My glorious mother has always told me to listen to my gut. Finally, as a fully grown adult in my mid-twenties, I am truly listening to that little voice in my head.
IF YOU PLAN ON GETTING IN SOMEONE'S CAR, IT'S NOT CRAZY TO TEXT THE LICENSE PLATE NUMBER TO YOUR FRIENDS.
You know that sinking feeling you get your tummy? The same feeling as when you walk into a room where your parents are, there's a silence that you can cut with a knife, and you immediately know you're in deep shit; or walking down an alley, and you get a knot in your stomach. Or perhaps it's that feeling in your gut when your cat trots up to you, and there's something askew with their mew, and you know for a fact that they're sick. Follow this feeling! Go with your gut!

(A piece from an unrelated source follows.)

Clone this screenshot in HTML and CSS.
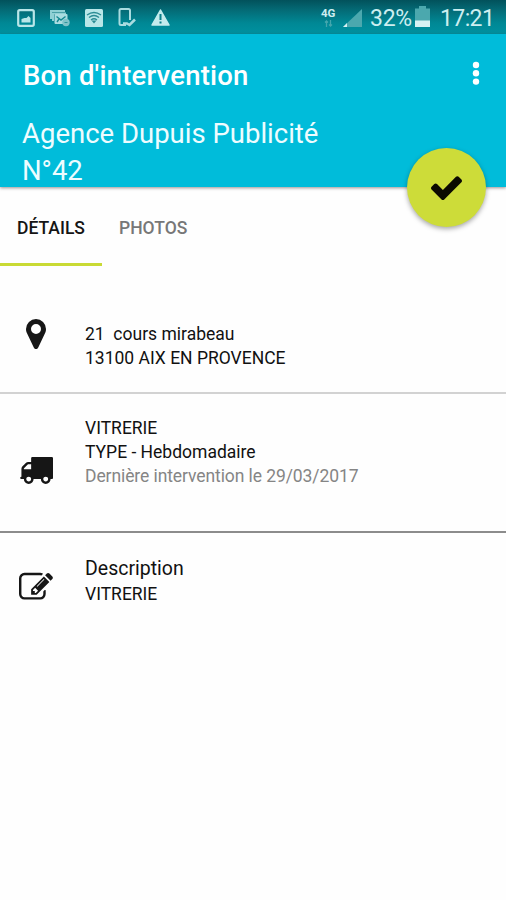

I personally get a bad vibe when at the end of the date, there isn't a cheque dance. Honestly, I think it's polite and it proves that your date wants to impress you and that you want to impress them! Gender roles aside, I believe it's a generous and heartwarming gesture. Perhaps it's a bit old-fashioned but it makes me feel cared for, and the tender sensitive parts of me love it. I think most people enjoy being taken care of and attended to every so often.
Now aside from the horrors of dates gone wrong, there’s always the prospect of the date going really well. If you find yourself in this situation, make sure you’re well-stocked for the possibility of freaky fun: condoms, dental dams, chewing gum, whatever you desire in preparation to get it on in a safe and merry manner. It's like going to a movie theatre - always bring your own snacks because you never know if your partner will bring any!
BEING A FREQUENT FLYER ON THE FIRST DATE PLANE, AT TIMES I FIND IT CHALLENGING NOT TO LOSE HOPE.
It's a wonderful feeling when you sit across the table from someone and throw conversation back and forth – with great ease and a natural flow, not missing a beat. It is truly a joy when you find that someone you can get into a great groove with. Sometimes nothing beats getting cozy on the couch with some popcorn and containers of butterscotch pudding, and watching a trashy cheesy teenage superhero movie with a special someone.
In this technologically advanced world that we are blessed to live in, there has never been a safer way to date. If you're using dating apps, it's always smart to send their picture/name/basic information to a friend or two. Giving your friends the date overview (name of the bar, what time you're meeting), and having a check-in time is also not a bad idea. If you plan on getting in someone's car, it's not crazy to text the license plate number to your friends. If you can get the make and model of the car, even better. It's an easy detail to get out of your date. Throw on your best Barbie voice and squeak "Oh wow what a nice car, what is it?" If you're a car dunce like I am, it won't mean much. But if God forbid, the police need the information, they'll have it. A possible move as well is just being straight up and telling them you want the information for your safety. It's actually a really smart way to judge someone's character, if they don't mind then they're good to go!
Being a frequent flyer on the first date plane, at times I find it challenging not to lose hope. When there's a string of bad dates or a particularly long dry spell, it is easy to get discouraged and feel hopeless. That's okay too. I allow myself to feel the loneliness that, at times, feels like a deep chasm making my heart ache. I've had wonderful fulfilling loves before, and I must remember that I will have them again. As will you. We both know what a kind, fantastic, multifaceted, magnificent human being you are, and your person (or people) are out there looking for you too. Anything that's worth anything in life, isn't easy.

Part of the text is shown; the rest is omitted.